* [Task goal]
Determine how many lines of the data below contain "screenshot", then give only that number.

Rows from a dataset
──────────────────────────────

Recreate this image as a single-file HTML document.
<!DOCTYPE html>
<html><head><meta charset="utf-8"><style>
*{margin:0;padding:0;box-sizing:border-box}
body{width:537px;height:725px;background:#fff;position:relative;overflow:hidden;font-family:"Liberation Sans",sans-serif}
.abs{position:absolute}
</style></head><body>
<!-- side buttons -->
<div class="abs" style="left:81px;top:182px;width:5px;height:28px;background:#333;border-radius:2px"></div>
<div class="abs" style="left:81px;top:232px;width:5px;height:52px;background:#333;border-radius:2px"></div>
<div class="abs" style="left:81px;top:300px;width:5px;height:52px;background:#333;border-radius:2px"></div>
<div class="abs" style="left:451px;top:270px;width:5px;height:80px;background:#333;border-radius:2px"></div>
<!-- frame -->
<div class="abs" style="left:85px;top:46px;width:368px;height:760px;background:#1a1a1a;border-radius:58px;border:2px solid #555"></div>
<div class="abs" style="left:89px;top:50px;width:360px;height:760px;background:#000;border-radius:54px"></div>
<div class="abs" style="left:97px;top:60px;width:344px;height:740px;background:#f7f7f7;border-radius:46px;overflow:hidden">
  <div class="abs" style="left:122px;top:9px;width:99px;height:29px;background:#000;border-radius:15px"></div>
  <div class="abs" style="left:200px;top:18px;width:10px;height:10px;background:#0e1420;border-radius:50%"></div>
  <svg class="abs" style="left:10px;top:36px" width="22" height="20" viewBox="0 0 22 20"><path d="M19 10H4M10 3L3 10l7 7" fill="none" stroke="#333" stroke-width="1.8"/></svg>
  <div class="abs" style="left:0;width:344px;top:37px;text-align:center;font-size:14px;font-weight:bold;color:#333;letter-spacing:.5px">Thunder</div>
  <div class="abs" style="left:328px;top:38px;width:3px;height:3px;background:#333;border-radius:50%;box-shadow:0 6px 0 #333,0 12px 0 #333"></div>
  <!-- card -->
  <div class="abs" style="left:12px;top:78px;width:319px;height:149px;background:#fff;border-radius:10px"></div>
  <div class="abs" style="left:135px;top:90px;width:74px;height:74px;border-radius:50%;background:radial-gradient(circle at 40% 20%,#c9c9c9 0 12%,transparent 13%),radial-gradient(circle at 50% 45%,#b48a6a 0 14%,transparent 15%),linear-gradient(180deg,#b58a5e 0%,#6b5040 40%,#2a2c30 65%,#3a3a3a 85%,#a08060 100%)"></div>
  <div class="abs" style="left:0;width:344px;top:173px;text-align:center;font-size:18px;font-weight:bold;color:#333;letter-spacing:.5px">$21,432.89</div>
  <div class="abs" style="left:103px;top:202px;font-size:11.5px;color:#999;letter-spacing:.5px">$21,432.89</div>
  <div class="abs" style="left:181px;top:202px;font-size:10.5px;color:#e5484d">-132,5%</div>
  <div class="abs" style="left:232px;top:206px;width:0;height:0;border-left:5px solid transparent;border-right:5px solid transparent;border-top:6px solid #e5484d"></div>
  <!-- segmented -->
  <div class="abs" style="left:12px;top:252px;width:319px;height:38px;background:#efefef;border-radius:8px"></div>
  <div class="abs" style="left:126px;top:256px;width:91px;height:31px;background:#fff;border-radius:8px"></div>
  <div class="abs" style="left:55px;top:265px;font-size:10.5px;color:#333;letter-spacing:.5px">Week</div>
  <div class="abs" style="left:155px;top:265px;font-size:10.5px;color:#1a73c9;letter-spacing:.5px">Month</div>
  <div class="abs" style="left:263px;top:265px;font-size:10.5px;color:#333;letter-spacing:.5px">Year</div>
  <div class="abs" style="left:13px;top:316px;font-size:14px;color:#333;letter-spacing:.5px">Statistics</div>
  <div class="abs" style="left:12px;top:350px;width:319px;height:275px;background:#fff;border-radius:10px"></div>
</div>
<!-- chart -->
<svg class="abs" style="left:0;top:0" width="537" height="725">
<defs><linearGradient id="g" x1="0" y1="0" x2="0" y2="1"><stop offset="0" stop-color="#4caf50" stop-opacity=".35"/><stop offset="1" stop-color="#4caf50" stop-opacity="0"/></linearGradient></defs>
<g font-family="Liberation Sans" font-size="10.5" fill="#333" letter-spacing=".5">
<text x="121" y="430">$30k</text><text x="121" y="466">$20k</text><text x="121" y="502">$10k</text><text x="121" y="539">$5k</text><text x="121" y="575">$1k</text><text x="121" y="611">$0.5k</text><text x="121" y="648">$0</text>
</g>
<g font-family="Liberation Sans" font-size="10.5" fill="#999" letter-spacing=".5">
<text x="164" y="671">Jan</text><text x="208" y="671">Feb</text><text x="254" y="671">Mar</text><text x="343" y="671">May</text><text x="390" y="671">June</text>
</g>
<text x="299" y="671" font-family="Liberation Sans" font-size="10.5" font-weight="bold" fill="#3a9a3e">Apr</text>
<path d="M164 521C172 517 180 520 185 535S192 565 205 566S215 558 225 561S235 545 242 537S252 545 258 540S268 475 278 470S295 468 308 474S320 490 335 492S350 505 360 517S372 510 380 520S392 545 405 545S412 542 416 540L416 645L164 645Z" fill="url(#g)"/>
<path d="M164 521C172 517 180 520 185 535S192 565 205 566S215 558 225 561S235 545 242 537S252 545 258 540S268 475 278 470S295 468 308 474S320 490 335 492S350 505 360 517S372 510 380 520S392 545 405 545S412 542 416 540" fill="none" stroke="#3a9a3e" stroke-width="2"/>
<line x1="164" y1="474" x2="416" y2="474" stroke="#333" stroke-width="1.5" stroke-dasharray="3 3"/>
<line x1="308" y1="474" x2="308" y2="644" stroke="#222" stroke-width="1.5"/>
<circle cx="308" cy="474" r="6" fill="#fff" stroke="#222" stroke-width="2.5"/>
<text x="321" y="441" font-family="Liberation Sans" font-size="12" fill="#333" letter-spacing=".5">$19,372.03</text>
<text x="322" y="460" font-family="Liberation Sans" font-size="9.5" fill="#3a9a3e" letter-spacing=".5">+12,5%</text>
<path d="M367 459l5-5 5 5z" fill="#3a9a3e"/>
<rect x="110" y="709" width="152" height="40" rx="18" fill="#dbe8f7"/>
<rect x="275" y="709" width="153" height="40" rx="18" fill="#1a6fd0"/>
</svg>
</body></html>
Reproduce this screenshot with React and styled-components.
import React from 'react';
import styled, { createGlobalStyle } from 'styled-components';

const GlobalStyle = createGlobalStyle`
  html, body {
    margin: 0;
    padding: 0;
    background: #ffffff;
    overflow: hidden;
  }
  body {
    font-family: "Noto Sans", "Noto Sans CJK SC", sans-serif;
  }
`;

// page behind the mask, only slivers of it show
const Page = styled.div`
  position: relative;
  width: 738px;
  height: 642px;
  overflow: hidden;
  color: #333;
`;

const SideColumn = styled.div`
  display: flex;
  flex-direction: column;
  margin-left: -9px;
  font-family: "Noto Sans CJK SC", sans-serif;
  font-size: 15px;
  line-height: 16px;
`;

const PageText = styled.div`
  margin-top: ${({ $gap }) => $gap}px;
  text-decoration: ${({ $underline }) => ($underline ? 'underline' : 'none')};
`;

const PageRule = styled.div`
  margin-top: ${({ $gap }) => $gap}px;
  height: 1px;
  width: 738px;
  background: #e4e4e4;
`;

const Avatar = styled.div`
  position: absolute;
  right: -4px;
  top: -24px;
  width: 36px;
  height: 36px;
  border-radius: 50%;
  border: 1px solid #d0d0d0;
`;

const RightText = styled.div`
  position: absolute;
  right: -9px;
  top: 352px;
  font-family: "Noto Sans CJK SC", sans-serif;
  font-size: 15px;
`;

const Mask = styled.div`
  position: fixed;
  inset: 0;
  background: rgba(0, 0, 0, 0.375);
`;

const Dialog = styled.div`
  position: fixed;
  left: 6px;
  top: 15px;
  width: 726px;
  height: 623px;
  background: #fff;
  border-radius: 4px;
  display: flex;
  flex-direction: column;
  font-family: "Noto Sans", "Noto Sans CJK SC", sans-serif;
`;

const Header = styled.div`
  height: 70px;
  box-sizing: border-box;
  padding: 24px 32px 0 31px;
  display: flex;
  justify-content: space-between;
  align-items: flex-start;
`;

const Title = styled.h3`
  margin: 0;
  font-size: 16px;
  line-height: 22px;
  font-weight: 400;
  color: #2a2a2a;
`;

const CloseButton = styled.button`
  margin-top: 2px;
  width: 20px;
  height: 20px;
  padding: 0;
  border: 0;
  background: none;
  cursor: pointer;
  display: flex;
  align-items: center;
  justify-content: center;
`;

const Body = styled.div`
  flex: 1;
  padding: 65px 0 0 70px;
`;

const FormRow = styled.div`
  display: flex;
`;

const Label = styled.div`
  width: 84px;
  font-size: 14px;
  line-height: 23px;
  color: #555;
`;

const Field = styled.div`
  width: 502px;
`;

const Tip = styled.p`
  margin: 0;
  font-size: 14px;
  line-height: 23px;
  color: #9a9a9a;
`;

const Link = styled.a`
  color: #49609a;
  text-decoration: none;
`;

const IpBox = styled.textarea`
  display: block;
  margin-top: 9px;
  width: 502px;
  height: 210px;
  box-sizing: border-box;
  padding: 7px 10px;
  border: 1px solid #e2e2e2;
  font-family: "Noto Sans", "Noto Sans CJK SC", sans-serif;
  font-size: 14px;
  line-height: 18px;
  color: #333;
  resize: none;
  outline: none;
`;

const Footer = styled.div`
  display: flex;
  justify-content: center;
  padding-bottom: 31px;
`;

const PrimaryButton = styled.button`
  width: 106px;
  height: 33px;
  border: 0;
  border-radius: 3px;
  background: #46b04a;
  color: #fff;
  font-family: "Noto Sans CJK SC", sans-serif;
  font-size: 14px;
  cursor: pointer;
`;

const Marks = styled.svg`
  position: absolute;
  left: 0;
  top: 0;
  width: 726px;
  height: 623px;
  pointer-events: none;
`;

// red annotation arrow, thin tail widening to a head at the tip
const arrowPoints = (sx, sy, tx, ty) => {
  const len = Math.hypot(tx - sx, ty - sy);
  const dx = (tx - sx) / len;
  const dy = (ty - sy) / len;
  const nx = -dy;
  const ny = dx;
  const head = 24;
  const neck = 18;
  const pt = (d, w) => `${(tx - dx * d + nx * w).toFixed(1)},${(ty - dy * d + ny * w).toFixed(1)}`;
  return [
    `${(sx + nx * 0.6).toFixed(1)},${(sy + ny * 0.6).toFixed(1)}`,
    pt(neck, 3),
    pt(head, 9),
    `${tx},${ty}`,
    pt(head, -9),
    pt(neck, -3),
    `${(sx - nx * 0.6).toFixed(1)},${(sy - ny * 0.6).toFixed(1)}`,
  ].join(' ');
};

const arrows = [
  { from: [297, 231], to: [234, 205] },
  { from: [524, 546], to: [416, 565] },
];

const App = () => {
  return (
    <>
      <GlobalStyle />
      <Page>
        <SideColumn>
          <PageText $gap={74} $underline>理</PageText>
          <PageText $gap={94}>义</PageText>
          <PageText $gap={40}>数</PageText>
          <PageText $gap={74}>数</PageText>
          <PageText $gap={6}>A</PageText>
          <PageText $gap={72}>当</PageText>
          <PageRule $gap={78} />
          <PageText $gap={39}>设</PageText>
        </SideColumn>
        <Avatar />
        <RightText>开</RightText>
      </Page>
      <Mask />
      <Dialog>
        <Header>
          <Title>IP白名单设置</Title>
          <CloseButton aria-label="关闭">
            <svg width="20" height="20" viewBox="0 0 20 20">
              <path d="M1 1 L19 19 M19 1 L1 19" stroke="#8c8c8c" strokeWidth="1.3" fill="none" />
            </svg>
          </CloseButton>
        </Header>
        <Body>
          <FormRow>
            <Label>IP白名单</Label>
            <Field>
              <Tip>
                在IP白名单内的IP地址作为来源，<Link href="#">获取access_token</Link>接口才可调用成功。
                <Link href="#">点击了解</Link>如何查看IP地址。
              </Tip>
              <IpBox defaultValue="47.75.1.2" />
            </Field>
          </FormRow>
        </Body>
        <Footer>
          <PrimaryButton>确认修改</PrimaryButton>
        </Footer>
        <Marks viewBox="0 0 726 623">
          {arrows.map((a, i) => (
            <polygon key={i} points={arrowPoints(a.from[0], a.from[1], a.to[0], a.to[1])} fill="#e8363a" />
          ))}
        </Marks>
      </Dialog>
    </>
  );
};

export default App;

──────────────────────────────

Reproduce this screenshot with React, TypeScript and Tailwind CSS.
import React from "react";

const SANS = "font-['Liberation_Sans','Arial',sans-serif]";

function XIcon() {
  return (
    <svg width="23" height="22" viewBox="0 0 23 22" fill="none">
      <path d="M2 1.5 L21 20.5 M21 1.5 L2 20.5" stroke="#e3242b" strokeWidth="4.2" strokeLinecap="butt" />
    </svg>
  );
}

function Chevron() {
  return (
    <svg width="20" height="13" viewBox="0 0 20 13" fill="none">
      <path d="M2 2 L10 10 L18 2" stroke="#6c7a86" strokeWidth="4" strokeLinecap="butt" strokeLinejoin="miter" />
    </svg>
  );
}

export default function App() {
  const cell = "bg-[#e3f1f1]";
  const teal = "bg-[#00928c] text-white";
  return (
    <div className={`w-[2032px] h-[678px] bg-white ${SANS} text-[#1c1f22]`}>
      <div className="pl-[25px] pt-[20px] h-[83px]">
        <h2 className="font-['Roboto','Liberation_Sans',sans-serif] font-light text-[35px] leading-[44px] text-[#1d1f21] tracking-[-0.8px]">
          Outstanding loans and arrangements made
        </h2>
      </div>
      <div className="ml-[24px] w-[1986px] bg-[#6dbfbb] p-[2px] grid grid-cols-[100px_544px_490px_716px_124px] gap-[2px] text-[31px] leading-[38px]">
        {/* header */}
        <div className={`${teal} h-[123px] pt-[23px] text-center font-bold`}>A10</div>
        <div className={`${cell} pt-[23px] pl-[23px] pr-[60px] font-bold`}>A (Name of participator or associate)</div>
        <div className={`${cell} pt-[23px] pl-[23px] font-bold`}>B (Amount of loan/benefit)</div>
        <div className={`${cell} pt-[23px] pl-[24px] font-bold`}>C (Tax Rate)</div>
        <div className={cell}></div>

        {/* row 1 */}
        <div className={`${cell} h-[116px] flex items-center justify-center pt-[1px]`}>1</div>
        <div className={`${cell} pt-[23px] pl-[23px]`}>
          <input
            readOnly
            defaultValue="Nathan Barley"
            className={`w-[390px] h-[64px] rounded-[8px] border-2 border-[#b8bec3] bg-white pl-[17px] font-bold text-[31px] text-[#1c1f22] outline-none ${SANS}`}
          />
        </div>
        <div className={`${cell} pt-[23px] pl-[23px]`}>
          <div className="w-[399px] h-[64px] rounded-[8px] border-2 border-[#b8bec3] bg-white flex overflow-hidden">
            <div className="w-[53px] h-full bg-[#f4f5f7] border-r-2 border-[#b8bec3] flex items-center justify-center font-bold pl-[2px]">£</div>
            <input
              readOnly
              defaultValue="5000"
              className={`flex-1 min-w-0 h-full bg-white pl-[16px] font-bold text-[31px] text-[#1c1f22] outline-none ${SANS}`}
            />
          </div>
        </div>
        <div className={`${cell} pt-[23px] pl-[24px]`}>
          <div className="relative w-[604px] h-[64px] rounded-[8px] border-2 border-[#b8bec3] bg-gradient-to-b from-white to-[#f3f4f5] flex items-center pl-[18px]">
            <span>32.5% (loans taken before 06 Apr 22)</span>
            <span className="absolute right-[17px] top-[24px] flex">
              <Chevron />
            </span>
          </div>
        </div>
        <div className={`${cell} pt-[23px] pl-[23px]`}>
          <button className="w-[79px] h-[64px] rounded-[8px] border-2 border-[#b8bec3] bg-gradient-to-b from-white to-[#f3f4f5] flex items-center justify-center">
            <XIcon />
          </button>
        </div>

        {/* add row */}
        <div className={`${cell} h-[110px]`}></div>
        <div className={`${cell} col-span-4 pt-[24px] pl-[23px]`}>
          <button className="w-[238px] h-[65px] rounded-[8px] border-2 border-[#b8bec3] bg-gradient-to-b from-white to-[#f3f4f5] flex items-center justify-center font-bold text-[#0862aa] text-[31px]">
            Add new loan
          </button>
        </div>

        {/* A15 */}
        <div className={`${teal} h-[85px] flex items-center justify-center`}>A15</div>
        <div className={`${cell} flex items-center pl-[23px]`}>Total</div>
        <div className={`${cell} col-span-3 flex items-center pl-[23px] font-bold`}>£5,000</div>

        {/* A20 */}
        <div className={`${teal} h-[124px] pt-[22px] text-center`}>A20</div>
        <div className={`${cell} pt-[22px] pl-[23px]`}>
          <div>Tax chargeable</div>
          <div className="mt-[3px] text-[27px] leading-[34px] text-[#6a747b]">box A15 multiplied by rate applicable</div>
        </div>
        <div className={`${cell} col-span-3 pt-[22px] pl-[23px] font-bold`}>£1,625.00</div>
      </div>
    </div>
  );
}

──────────────────────────────

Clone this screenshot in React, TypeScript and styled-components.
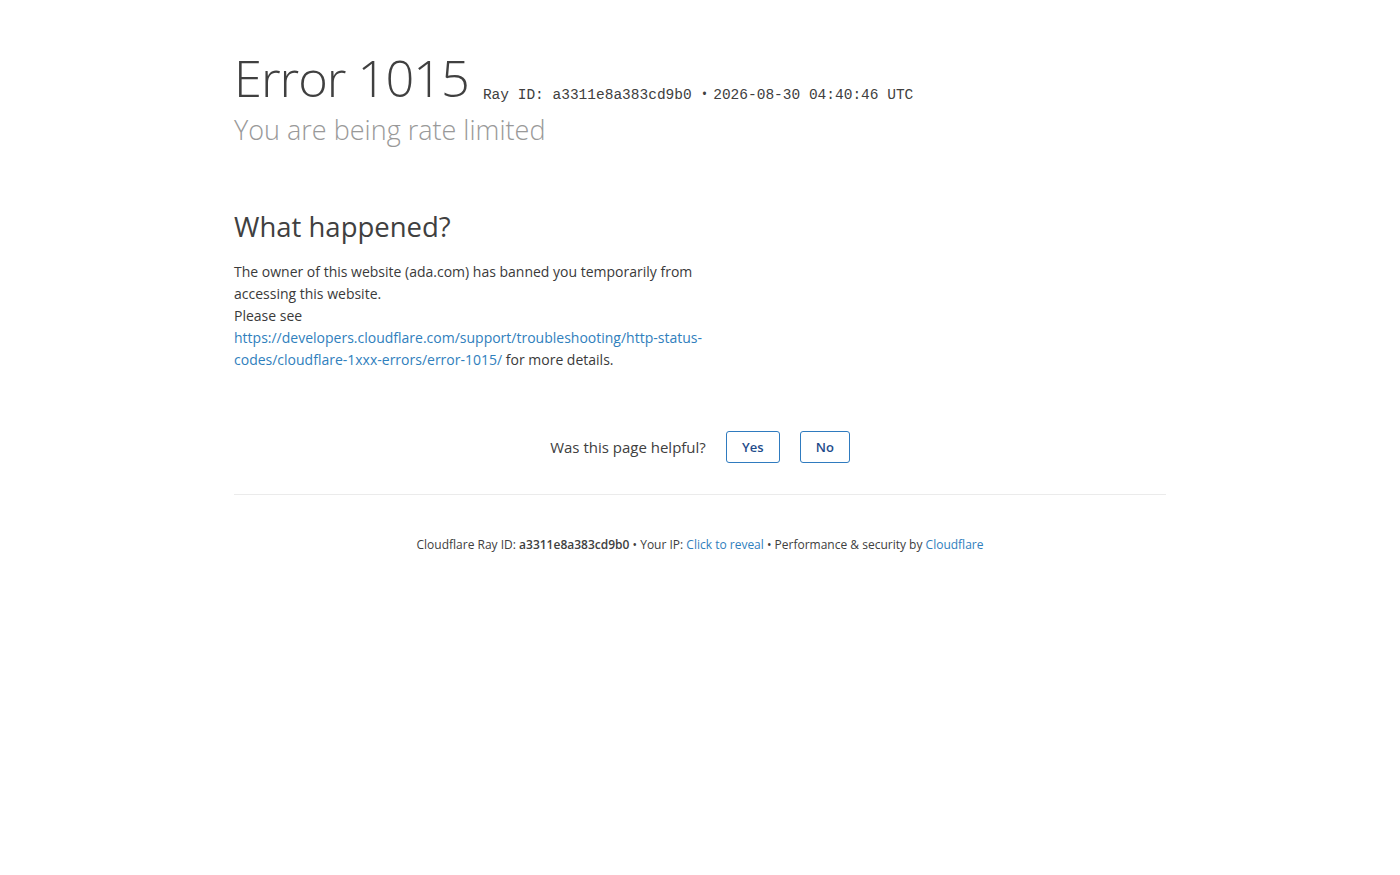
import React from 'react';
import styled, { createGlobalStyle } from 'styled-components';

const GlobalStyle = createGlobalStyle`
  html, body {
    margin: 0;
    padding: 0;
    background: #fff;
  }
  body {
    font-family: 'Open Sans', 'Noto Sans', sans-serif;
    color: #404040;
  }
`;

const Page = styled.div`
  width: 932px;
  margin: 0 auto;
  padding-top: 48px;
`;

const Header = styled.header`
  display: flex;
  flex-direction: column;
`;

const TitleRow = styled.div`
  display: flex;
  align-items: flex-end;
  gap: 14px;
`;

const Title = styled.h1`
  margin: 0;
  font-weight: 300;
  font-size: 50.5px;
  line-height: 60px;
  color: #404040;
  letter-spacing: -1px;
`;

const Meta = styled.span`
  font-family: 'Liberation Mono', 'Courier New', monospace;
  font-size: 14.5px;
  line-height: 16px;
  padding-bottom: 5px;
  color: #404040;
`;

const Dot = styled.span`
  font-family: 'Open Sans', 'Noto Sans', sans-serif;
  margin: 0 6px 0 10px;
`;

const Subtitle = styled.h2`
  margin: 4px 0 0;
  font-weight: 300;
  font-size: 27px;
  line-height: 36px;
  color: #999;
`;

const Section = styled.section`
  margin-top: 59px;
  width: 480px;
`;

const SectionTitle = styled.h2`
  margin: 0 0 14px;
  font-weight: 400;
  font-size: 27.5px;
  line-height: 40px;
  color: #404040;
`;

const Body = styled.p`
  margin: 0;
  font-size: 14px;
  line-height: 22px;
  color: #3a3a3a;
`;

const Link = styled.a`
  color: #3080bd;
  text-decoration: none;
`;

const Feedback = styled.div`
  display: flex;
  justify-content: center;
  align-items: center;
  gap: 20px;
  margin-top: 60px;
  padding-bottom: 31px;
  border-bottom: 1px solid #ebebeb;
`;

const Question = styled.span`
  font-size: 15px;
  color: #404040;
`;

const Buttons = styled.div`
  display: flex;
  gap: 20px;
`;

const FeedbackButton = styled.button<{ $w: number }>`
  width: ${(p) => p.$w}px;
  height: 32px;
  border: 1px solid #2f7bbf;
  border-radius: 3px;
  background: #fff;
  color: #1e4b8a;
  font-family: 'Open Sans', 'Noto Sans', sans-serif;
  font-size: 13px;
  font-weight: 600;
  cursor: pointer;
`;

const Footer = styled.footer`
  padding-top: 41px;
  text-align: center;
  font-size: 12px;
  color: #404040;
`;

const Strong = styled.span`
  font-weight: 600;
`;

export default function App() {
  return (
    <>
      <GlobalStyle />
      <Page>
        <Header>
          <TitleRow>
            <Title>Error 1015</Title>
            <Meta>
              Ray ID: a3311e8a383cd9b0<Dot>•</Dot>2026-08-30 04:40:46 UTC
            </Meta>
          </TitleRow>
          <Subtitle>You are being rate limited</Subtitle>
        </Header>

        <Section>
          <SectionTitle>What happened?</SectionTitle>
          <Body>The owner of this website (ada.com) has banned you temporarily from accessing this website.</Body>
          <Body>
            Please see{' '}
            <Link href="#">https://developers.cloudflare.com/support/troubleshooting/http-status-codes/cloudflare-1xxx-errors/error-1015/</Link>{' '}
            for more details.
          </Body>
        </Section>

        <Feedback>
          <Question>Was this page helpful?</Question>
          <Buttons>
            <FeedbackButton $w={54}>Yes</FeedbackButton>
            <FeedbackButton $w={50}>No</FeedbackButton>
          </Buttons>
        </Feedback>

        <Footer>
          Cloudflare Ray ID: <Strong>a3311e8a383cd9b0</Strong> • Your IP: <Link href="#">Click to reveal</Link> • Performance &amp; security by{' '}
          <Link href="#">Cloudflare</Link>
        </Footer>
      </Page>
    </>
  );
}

──────────────────────────────

* [Correct output]
3